THE principles which determine the question of foreign trade have been already unfolded in these pages. It is only because their application to the wider field of international exchanges has been contested by some persons, while conceding their validity within the boundaries of the individual nations, that it is now needful to bestow upon the subject a separate treatment, to demonstrate that the laws of exchange are universal and not partial, and to attempt to answer with candor and thoroughness the objections that have been raised to the conclusions established by the almost unbroken unanimity of political economists who have written during the last hundred years. Here, as everywhere else within the science, the safe appeal lies to the common sense of men. A writer whose simple object is to reach the truth, and who has no interest, real or supposed, in defending or overthrowing a dogma, will not confuse the understanding of his readers, and his own, by leaping at once into the most complicated phenomena which the domain of exchange exposes to the observation of an intelligent science. He will take the simplest cases first, will display familiarly the principles applicable to them, and then with the clue well in hand, will pass on, and can be followed

through the most intricate portions of the subject. It is not owing so much to any inherent difficulties of the subject-matter, that the question of foreign trade has been the vexed question of the late centuries, as it has been owing to a false method pursued in discussing it; a method which, however favorable to the apparent establishment of current maxims, and however approved by men of interested views, can never be made useful in the investigation of truth. It may be considered as a point already well settled by experience, that no man's sagacity is sufficient to guide himself or others to any sound conclusions on this field, who takes his stand at the outset amid the whirl of interlocking phenomena, and then endeavors to work himself out through the entangling meshes which surround him at every step. Happily, there is no need of any such procedure. Man is man, motive is motive, and exchange is exchange; and the apparent chaos of commerce can be resolved through these alone into harmony and order.
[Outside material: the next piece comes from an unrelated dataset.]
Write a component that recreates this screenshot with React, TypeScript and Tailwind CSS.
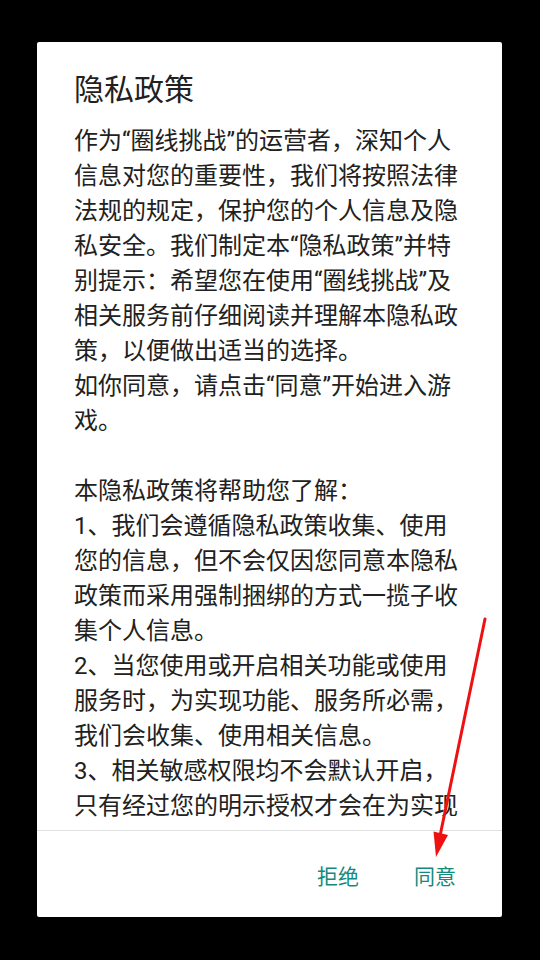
import React from "react";

const FONT = { fontFamily: '"Roboto", "Noto Sans CJK SC", sans-serif' } as const;

export default function App() {
  return (
    <div className="relative w-[540px] h-[960px] bg-black pt-[42px] pl-[37px] overflow-hidden" style={FONT}>
      <div className="w-[465px] h-[875px] bg-white rounded-[2px] flex flex-col">
        <div className="pt-[28px] px-[37px]">
          <h1 className="text-[30px] leading-[40px] text-[#212121] font-normal">隐私政策</h1>
        </div>
        <div className="mt-[14px] mb-[6px] h-[700px] overflow-hidden pl-[37px] pr-[37px] text-[24px] leading-[35px] text-[#212121]">
          <p>
            作为“圈线挑战”的运营者，深知个人信息对您的重要性，我们将按照法律法规的规定，保护您的个人信息及隐私安全。我们制定本“隐私政策”并特别提示：希望您在使用“圈线挑战”及相关服务前仔细阅读并理解本隐私政策，以便做出适当的选择。
          </p>
          <p>如你同意，请点击“同意”开始进入游戏。</p>
          <p>&nbsp;</p>
          <p>本隐私政策将帮助您了解：</p>
          <p>1、我们会遵循隐私政策收集、使用您的信息，但不会仅因您同意本隐私政策而采用强制捆绑的方式一揽子收集个人信息。</p>
          <p>2、当您使用或开启相关功能或使用服务时，为实现功能、服务所必需，我们会收集、使用相关信息。</p>
          <p>3、相关敏感权限均不会默认开启，只有经过您的明示授权才会在为实现某些功能或服务时使用，不会在功能或服务不需要时而通过您授权的权限收集信息。</p>
        </div>
        <div className="h-px bg-[#e0e0e0]" />
        <div className="flex-1 flex items-center justify-end pr-[34px] gap-[31px] pt-[6px]">
          <button className="px-[12px] text-[21px] leading-[30px] text-[#138a7c]">拒绝</button>
          <button className="px-[12px] text-[21px] leading-[30px] text-[#138a7c]">同意</button>
        </div>
      </div>
      <svg className="absolute left-0 top-0 pointer-events-none" width="540" height="960" viewBox="0 0 540 960">
        <line x1="485" y1="619" x2="440" y2="836" stroke="#ee1111" strokeWidth="3" strokeLinecap="round" />
        <polygon points="433.5,831.5 448,835 436,857" fill="#ee1111" />
      </svg>
    </div>
  );
}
In our third chapter it was put, I believe, beyond the reach of controversy or cavil, that the only reason why men ever exchange services at all, is on the ground of a relative superiority at different points. This relative superiority at different points was shown to depend in individuals partly on natural gifts, partly on concentration of mind, or muscle, or both, on a single class of efforts, and partly on the use and familiarity in the use of the gratuitous helps of Nature aiding that class of efforts. The tailor makes the blacksmith's coat, and the blacksmith shoes the tailor's horse, for no other reason in the world, except that each has a relative advantage of

the other in his own work, and therefore there is a mutual gain in their exchanging works. To pretend that there would be any exchange between them, in case the blacksmith could make coats as well as the tailor, and the tailor shoe horses as well as the blacksmith, would be to assert that man acts without a motive, and that exchanges take place without a gain. It was also shown in the same connection, that the greater the difference of relative advantage, the greater the gain of an exchange, because each purchases the service of the other at the rate of his own highest efficiency. To recur to the same example, while the efficiency of the tailor and the blacksmith each in his own trade remained at 6, the efficiency of each in the trade of the other being at 5, there was only a gain of 2 to be divided between them; but when by concentration and application the efficiency of each in his own trade rose to 15, his efficiency in the other remaining at 5, there was a gain of 20 to be divided between them. When the relative superiority of each over the other in his own trade was low, the gain, though sufficient to justify the exchange, was small; but when the difference of relative advantage increased, just in that ratio did the exchange become more profitable to both. The obvious inference from this, then drawn, and now repeated, is, that every person who exchanges with others is directly interested in the highest efficiency and success of their efforts as well as his own. The diversity of relative advantage at different points exhibited by different nations, and consequetuly the gains of international exchange, were expressly reserved at that point to a later stage of our inquiry. That stage is now reached.